» **WRITTEN EXERCISE**: Take every line from the material that has the word "component" in it.

» **INPUT ROWS**:
◆ ◆ ◆ ◆ ◆
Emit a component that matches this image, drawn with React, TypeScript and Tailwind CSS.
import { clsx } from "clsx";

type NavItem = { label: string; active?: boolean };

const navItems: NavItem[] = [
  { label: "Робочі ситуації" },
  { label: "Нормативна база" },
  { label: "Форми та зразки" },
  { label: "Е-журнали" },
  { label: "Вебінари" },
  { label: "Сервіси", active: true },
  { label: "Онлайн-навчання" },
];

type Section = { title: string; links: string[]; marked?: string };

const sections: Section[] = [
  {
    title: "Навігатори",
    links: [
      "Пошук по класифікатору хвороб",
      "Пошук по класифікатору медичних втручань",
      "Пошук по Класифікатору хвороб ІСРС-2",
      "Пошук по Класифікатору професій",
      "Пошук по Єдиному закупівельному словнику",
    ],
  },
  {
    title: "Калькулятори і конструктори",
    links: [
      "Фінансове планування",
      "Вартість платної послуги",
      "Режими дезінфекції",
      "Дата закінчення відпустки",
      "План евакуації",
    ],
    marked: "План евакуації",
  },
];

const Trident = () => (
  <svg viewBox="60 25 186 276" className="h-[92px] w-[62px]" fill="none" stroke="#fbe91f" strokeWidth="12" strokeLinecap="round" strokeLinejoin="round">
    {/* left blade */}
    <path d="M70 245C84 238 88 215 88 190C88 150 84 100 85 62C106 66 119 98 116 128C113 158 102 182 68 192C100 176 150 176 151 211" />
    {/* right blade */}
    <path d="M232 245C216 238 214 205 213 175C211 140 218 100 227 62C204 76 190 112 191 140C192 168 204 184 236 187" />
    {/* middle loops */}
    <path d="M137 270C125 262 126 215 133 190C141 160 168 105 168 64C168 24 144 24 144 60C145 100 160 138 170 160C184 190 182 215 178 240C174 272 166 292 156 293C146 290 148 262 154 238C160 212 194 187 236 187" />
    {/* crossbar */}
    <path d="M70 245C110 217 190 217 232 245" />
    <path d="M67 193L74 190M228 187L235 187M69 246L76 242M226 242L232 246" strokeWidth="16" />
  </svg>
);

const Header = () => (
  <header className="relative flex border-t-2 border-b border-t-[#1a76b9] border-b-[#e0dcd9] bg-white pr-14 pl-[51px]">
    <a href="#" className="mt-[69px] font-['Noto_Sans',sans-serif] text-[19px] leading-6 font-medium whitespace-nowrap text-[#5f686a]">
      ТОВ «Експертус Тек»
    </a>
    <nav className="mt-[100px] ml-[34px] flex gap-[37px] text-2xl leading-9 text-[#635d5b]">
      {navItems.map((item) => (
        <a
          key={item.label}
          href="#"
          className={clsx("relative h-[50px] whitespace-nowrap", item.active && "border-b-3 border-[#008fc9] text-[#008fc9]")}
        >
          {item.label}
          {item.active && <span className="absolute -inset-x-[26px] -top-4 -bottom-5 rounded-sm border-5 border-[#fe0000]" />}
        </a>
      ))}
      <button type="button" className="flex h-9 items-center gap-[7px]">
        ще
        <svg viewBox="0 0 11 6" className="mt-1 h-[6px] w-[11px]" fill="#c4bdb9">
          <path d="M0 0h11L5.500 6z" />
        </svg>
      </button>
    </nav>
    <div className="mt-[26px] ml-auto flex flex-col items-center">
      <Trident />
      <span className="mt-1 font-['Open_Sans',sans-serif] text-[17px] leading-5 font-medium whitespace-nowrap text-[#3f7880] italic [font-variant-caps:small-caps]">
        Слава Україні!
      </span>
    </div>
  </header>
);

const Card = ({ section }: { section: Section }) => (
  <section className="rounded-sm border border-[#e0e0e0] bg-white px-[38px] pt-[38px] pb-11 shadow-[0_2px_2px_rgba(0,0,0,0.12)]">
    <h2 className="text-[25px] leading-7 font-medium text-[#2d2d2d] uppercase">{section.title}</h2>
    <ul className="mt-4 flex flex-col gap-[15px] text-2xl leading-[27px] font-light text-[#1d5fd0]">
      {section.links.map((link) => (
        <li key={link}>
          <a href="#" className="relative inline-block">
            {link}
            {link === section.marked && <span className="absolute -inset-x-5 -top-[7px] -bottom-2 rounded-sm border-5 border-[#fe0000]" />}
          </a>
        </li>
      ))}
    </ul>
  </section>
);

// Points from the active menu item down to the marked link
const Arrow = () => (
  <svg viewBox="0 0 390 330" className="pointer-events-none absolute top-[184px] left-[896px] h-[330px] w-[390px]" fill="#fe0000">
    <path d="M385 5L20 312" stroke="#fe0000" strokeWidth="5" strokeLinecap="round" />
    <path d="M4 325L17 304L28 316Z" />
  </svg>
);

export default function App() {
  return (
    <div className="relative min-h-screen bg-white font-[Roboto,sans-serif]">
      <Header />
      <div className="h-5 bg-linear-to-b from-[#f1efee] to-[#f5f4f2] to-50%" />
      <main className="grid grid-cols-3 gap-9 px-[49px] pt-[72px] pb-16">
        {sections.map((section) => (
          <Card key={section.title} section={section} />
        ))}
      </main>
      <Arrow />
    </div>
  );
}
◆ ◆ ◆ ◆ ◆
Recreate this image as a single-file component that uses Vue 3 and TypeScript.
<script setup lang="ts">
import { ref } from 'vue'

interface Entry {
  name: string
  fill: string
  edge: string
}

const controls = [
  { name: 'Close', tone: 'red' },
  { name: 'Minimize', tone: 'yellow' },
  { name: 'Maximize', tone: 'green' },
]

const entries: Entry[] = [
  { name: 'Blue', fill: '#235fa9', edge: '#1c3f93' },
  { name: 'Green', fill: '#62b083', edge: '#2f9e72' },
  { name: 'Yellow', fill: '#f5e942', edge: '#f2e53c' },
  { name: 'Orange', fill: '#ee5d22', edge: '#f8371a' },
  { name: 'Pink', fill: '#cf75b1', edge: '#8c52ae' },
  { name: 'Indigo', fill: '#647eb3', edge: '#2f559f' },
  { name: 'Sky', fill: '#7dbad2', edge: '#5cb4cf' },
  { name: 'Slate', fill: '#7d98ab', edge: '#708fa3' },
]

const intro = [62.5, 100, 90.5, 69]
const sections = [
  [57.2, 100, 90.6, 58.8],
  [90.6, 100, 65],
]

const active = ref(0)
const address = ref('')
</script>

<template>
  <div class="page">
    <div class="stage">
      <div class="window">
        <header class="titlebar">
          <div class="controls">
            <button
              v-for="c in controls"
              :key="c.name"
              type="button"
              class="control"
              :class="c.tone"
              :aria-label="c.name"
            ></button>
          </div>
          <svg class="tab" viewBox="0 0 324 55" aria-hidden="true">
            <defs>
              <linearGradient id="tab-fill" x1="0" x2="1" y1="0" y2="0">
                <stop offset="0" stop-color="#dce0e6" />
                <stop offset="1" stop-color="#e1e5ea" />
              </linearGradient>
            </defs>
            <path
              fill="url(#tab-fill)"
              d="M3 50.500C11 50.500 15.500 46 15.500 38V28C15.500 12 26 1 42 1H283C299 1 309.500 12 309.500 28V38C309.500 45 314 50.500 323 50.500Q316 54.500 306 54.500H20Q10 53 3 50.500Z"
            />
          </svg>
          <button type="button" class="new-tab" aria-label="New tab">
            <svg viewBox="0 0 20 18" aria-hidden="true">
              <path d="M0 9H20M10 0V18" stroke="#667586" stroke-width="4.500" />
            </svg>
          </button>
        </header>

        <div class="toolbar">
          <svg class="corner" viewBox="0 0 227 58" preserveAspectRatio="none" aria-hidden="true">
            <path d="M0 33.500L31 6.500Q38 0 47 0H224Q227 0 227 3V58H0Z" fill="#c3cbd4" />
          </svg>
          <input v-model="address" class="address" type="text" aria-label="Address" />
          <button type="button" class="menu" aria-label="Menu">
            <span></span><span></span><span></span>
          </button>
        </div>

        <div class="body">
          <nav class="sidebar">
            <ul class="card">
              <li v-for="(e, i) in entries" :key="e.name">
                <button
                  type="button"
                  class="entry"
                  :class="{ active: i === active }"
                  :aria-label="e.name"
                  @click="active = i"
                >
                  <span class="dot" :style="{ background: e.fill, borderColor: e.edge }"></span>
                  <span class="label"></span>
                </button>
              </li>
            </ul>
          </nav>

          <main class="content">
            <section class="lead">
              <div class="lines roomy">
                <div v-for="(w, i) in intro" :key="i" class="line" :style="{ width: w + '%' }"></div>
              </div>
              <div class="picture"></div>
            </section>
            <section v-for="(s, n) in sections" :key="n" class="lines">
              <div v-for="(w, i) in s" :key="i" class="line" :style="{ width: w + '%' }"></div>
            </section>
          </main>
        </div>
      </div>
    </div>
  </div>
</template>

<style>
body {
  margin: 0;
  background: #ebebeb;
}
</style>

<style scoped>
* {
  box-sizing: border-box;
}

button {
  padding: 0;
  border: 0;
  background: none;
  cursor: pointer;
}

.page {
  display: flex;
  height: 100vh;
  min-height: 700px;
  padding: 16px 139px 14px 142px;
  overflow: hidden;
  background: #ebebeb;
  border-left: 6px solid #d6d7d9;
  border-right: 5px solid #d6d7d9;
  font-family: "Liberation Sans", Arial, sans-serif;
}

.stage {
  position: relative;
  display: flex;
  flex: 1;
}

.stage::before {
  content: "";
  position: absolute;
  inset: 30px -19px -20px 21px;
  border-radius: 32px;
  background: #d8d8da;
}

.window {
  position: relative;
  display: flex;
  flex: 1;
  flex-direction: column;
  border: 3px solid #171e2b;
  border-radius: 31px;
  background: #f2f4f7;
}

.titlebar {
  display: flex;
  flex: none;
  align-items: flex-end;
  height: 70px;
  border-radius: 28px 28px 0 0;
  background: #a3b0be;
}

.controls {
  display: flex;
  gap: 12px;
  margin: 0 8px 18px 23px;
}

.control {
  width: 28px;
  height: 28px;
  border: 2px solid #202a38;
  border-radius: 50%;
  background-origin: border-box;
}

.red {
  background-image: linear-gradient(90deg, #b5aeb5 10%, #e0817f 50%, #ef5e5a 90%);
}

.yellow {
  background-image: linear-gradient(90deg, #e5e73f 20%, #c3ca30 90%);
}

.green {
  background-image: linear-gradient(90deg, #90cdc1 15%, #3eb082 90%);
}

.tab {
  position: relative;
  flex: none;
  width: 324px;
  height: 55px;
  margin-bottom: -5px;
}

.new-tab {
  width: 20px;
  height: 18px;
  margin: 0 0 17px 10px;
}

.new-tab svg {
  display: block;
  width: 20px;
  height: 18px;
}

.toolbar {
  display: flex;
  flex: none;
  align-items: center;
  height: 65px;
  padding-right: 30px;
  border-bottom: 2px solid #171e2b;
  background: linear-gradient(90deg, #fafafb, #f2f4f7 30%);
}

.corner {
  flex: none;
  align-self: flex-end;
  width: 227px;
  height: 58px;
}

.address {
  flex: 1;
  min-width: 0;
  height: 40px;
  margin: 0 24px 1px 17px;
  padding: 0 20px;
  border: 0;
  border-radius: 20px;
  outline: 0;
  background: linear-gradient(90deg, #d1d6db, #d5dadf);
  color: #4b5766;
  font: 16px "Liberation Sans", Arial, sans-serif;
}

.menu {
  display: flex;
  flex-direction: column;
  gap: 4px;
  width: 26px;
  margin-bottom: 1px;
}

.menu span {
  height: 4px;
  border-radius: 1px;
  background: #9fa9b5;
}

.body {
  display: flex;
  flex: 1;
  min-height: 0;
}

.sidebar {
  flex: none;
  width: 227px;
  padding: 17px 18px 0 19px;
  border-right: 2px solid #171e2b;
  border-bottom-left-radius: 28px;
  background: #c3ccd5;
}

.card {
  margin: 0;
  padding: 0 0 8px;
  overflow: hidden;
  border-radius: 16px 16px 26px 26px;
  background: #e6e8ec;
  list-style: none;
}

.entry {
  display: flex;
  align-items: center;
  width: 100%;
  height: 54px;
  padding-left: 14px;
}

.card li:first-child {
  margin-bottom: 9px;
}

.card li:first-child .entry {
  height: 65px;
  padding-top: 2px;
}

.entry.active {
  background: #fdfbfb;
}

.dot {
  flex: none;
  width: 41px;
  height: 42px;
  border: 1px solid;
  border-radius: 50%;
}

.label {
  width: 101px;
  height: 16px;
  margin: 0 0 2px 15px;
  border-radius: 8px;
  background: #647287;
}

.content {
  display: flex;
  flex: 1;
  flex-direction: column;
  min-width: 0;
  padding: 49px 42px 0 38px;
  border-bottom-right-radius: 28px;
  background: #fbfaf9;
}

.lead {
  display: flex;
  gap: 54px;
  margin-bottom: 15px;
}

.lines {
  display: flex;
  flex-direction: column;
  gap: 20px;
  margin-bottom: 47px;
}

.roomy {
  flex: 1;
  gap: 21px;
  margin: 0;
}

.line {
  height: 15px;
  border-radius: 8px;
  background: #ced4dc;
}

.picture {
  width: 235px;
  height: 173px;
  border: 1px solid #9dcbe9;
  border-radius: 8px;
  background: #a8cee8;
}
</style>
◆ ◆ ◆ ◆ ◆
» **IN RESPONSE**:
Emit a component that matches this image, drawn with React, TypeScript and Tailwind CSS.
Recreate this image as a single-file component that uses Vue 3 and TypeScript.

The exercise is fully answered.